** start of Listing **

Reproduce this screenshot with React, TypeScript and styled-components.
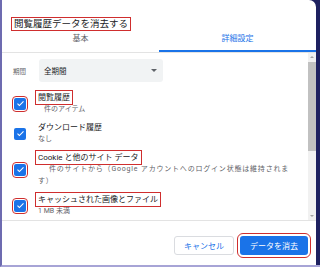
import React from "react";
import styled, { createGlobalStyle, css } from "styled-components";

const Global = createGlobalStyle`
  html, body { margin: 0; padding: 0; background: #1e2160; }
  body { width: 320px; height: 267px; overflow: hidden; }
  * { box-sizing: border-box; }
`;

const FONT = `Roboto, "Noto Sans CJK JP", "Noto Sans", sans-serif`;

const Frame = styled.div`
  width: 320px;
  height: 267px;
  display: flex;
  background: #1e2160;
  border-left: 2px solid #6d6bb0;
  border-bottom: 2px solid #a7a4d6;
  padding-right: 4px;
  font-family: ${FONT};
`;

const Dialog = styled.div`
  flex: 1;
  display: flex;
  flex-direction: column;
  background: #ffffff;
  border-top-right-radius: 7px;
  overflow: hidden;
`;

const Marked = css`
  outline: 1.5px solid #cf2e2e;
  outline-offset: 1px;
`;

const Header = styled.div`
  padding: 12px 0 0 11px;
  height: 28px;
`;

const Title = styled.span`
  display: inline-block;
  font-size: 9.5px;
  line-height: 10px;
  color: #202124;
  padding: 0 1px;
  ${Marked}
`;

const TabBar = styled.div`
  display: flex;
  height: 25px;
  border-bottom: 1px solid #e3e3e3;
`;

const Tab = styled.div<{ $active?: boolean }>`
  flex: 1;
  display: flex;
  align-items: center;
  justify-content: center;
  font-size: 8px;
  color: ${(p) => (p.$active ? "#1a73e8" : "#5f6368")};
  border-bottom: 2px solid ${(p) => (p.$active ? "#1a73e8" : "transparent")};
  padding-bottom: 3px;
`;

const Body = styled.div`
  height: 168px;
  display: flex;
  border-bottom: 1px solid #e3e3e3;
`;

const Content = styled.div`
  flex: 1;
  display: flex;
  flex-direction: column;
  padding: 6px 0 0 11px;
`;

const PeriodRow = styled.div`
  display: flex;
  align-items: center;
  gap: 13px;
  margin-bottom: 10px;
`;

const PeriodLabel = styled.span`
  font-size: 6.5px;
  color: #5f6368;
`;

const Select = styled.div`
  width: 124px;
  height: 23px;
  background: #f1f3f4;
  border-radius: 3px;
  display: flex;
  align-items: center;
  justify-content: space-between;
  padding: 0 5px 0 5px;
  font-size: 7.5px;
  color: #202124;
`;

const Caret = styled.span`
  width: 0;
  height: 0;
  border-left: 3px solid transparent;
  border-right: 3px solid transparent;
  border-top: 3.5px solid #5f6368;
  margin-right: 1px;
`;

const Item = styled.div`
  display: flex;
  align-items: center;
  margin-bottom: 7px;
`;

const CheckCell = styled.div`
  width: 24px;
  flex: none;
  display: flex;
  padding-left: 1px;
`;

const Box = styled.span<{ $marked?: boolean }>`
  width: 12px;
  height: 12px;
  border-radius: 2px;
  background: #1a73e8;
  display: flex;
  align-items: center;
  justify-content: center;
  ${(p) => p.$marked && Marked}
`;

const Texts = styled.div`
  display: flex;
  flex-direction: column;
  align-items: flex-start;
  width: 262px;
`;

const Label = styled.span<{ $marked?: boolean }>`
  font-size: 8px;
  line-height: 11px;
  color: #202124;
  padding: 0 1px;
  ${(p) => p.$marked && Marked}
`;

const Sub = styled.span<{ $indent?: number; $wide?: boolean }>`
  font-size: 7px;
  line-height: 12px;
  color: #5f6368;
  text-indent: ${(p) => p.$indent ?? 0}px;
  padding-left: 1px;
  letter-spacing: ${(p) => (p.$wide ? "0.8px" : "0")};
`;

const ScrollTrack = styled.div`
  width: 8px;
  flex: none;
  background: #f1f1f1;
  display: flex;
  flex-direction: column;
  align-items: center;
  padding: 3px 0 3px;
`;

const Arrow = styled.span<{ $down?: boolean }>`
  width: 0;
  height: 0;
  border-left: 2.5px solid transparent;
  border-right: 2.5px solid transparent;
  ${(p) =>
    p.$down
      ? "border-top: 2.5px solid #a3a3a3;"
      : "border-bottom: 2.5px solid #a3a3a3;"}
`;

const Thumb = styled.div`
  width: 8px;
  height: 89px;
  background: #c1c1c1;
  margin-top: 4px;
`;

const Spacer = styled.div`
  flex: 1;
`;

const Footer = styled.div`
  flex: 1;
  display: flex;
  justify-content: flex-end;
  align-items: flex-start;
  gap: 6px;
  padding: 15px 8px 0 0;
`;

const Button = styled.button<{ $primary?: boolean }>`
  height: 19px;
  border-radius: 3px;
  font-family: ${FONT};
  font-size: 8px;
  display: flex;
  align-items: center;
  justify-content: center;
  padding: 0;
  ${(p) =>
    p.$primary
      ? css`
          width: 68px;
          background: #1a73e8;
          color: #ffffff;
          border: none;
          outline: 1.5px solid #cf2e2e;
          outline-offset: 2px;
        `
      : css`
          width: 60px;
          background: #ffffff;
          color: #1a73e8;
          border: 1px solid #dadce0;
        `}
`;

const Check = () => (
  <svg width="9" height="9" viewBox="0 0 24 24">
    <path d="M4 12.5l5 5L20 6.5" fill="none" stroke="#fff" strokeWidth="3" />
  </svg>
);

export default function App() {
  return (
    <>
      <Global />
      <Frame>
        <Dialog>
          <Header>
            <Title>閲覧履歴データを消去する</Title>
          </Header>
          <TabBar>
            <Tab>基本</Tab>
            <Tab $active>詳細設定</Tab>
          </TabBar>
          <Body>
            <Content>
              <PeriodRow>
                <PeriodLabel>期間</PeriodLabel>
                <Select>
                  <span>全期間</span>
                  <Caret />
                </Select>
              </PeriodRow>
              <Item>
                <CheckCell>
                  <Box $marked>
                    <Check />
                  </Box>
                </CheckCell>
                <Texts>
                  <Label $marked>閲覧履歴</Label>
                  <Sub $indent={6}>件のアイテム</Sub>
                </Texts>
              </Item>
              <Item>
                <CheckCell>
                  <Box>
                    <Check />
                  </Box>
                </CheckCell>
                <Texts>
                  <Label>ダウンロード履歴</Label>
                  <Sub>なし</Sub>
                </Texts>
              </Item>
              <Item>
                <CheckCell>
                  <Box $marked>
                    <Check />
                  </Box>
                </CheckCell>
                <Texts>
                  <Label $marked>Cookie と他のサイト データ</Label>
                  <Sub $indent={11} $wide>
                    件のサイトから（Google アカウントへのログイン状態は維持されます）
                  </Sub>
                </Texts>
              </Item>
              <Item>
                <CheckCell>
                  <Box $marked>
                    <Check />
                  </Box>
                </CheckCell>
                <Texts>
                  <Label $marked>キャッシュされた画像とファイル</Label>
                  <Sub>1 MB 未満</Sub>
                </Texts>
              </Item>
            </Content>
            <ScrollTrack>
              <Arrow />
              <Thumb />
              <Spacer />
              <Arrow $down />
            </ScrollTrack>
          </Body>
          <Footer>
            <Button>キャンセル</Button>
            <Button $primary>データを消去</Button>
          </Footer>
        </Dialog>
      </Frame>
    </>
  );
}
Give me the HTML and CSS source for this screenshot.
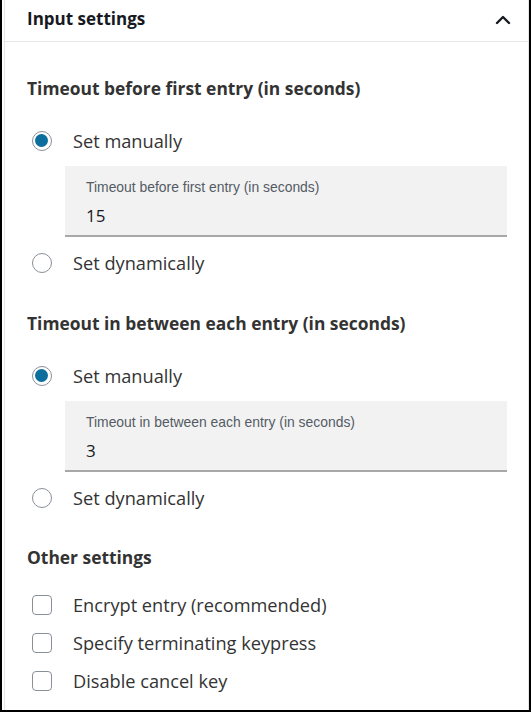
FILE: index.html
```html
<!DOCTYPE html>
<html>
<head>
<meta charset="utf-8">
<link rel="stylesheet" href="styles.css">
</head>
<body>
<div class="frame">
  <div class="panel">
    <div class="header">
      <span class="header-title">Input settings</span>
      <svg class="chevron" width="16" height="16" viewBox="0 0 16 16"><polyline points="2,11 8,5 14,11" fill="none" stroke="#16191f" stroke-width="2.4" stroke-linecap="round" stroke-linejoin="round"/></svg>
    </div>
    <div class="content">
      <div class="heading h-first">Timeout before first entry (in seconds)</div>
      <div class="row row-after-heading"><span class="radio checked"></span><span class="label">Set manually</span></div>
      <div class="field">
        <div class="field-label">Timeout before first entry (in seconds)</div>
        <div class="field-value">15</div>
      </div>
      <div class="row row-after-field"><span class="radio"></span><span class="label">Set dynamically</span></div>

      <div class="heading h-next">Timeout in between each entry (in seconds)</div>
      <div class="row row-after-heading"><span class="radio checked"></span><span class="label">Set manually</span></div>
      <div class="field">
        <div class="field-label">Timeout in between each entry (in seconds)</div>
        <div class="field-value">3</div>
      </div>
      <div class="row row-after-field"><span class="radio"></span><span class="label">Set dynamically</span></div>

      <div class="heading h-other">Other settings</div>
      <div class="checks">
        <div class="row"><span class="checkbox"></span><span class="label">Encrypt entry (recommended)</span></div>
        <div class="row"><span class="checkbox"></span><span class="label">Specify terminating keypress</span></div>
        <div class="row"><span class="checkbox"></span><span class="label">Disable cancel key</span></div>
      </div>
    </div>
  </div>
</div>
</body>
</html>
```
FILE: styles.css
```css
* { box-sizing: border-box; }
html, body { margin: 0; padding: 0; background: #fff; }
body { font-family: "Open Sans", "Noto Sans", sans-serif; color: #333; }
.frame {
  width: 531px;
  height: 712px;
  border-left: 2px solid #000;
  border-right: 2px solid #000;
  border-bottom: 2px solid #000;
  padding-left: 2px;
  overflow: hidden;
}
.panel {
  height: 100%;
  border-left: 1px solid #e6e6e6;
  border-right: 1px solid #e6e6e6;
}
.header {
  height: 42px;
  border-bottom: 1px solid #e6e6e6;
  display: flex;
  align-items: center;
  justify-content: space-between;
  padding: 0 17px 3px 22px;
}
.header-title {
  font-size: 17px;
  font-weight: 700;
  color: #16191f;
  line-height: 24px;
}
.chevron { display: block; margin-top: 1px; }
.content { padding-left: 22px; padding-right: 21px; }
.heading {
  font-size: 17.4px;
  font-weight: 700;
  line-height: 24px;
  color: #333;
}
.h-first { margin-top: 34px; }
.h-next { margin-top: 36px; }
.h-other { margin-top: 35px; }
.row {
  display: flex;
  align-items: center;
  height: 24px;
  padding-left: 5px;
}
.row-after-heading { margin-top: 29px; margin-bottom: 13px; }
.row-after-field { margin-top: 14px; }
.label {
  font-size: 18.2px;
  line-height: 24px;
  color: #333;
  margin-left: 21px;
}
.radio {
  width: 20px;
  height: 20px;
  border-radius: 50%;
  border: 1.5px solid #8a9098;
  flex: none;
  position: relative;
  background: #fff;
}
.radio.checked::after {
  content: "";
  position: absolute;
  left: 2px; top: 2px;
  width: 13px; height: 13px;
  border-radius: 50%;
  background: #0b6e9c;
}
.checkbox {
  width: 20px;
  height: 20px;
  border-radius: 4px;
  border: 1.5px solid #8a9098;
  flex: none;
}
.checks { margin-top: 24px; display: flex; flex-direction: column; gap: 14px; }
.field {
  margin-left: 38px;
  height: 71px;
  background: #f2f2f2;
  border-bottom: 2px solid #a8a8a8;
  padding: 12px 21px 0;
}
.field-label {
  font-family: "Liberation Sans", Arial, sans-serif;
  font-size: 13.9px;
  line-height: 18px;
  color: #545b64;
}
.field-value {
  margin-top: 9px;
  font-size: 17px;
  line-height: 22px;
  color: #16191f;
}
```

** end of Listing **

Say how many lines of the listing above contain "this", with no other words.

:: Answer to the task ::
2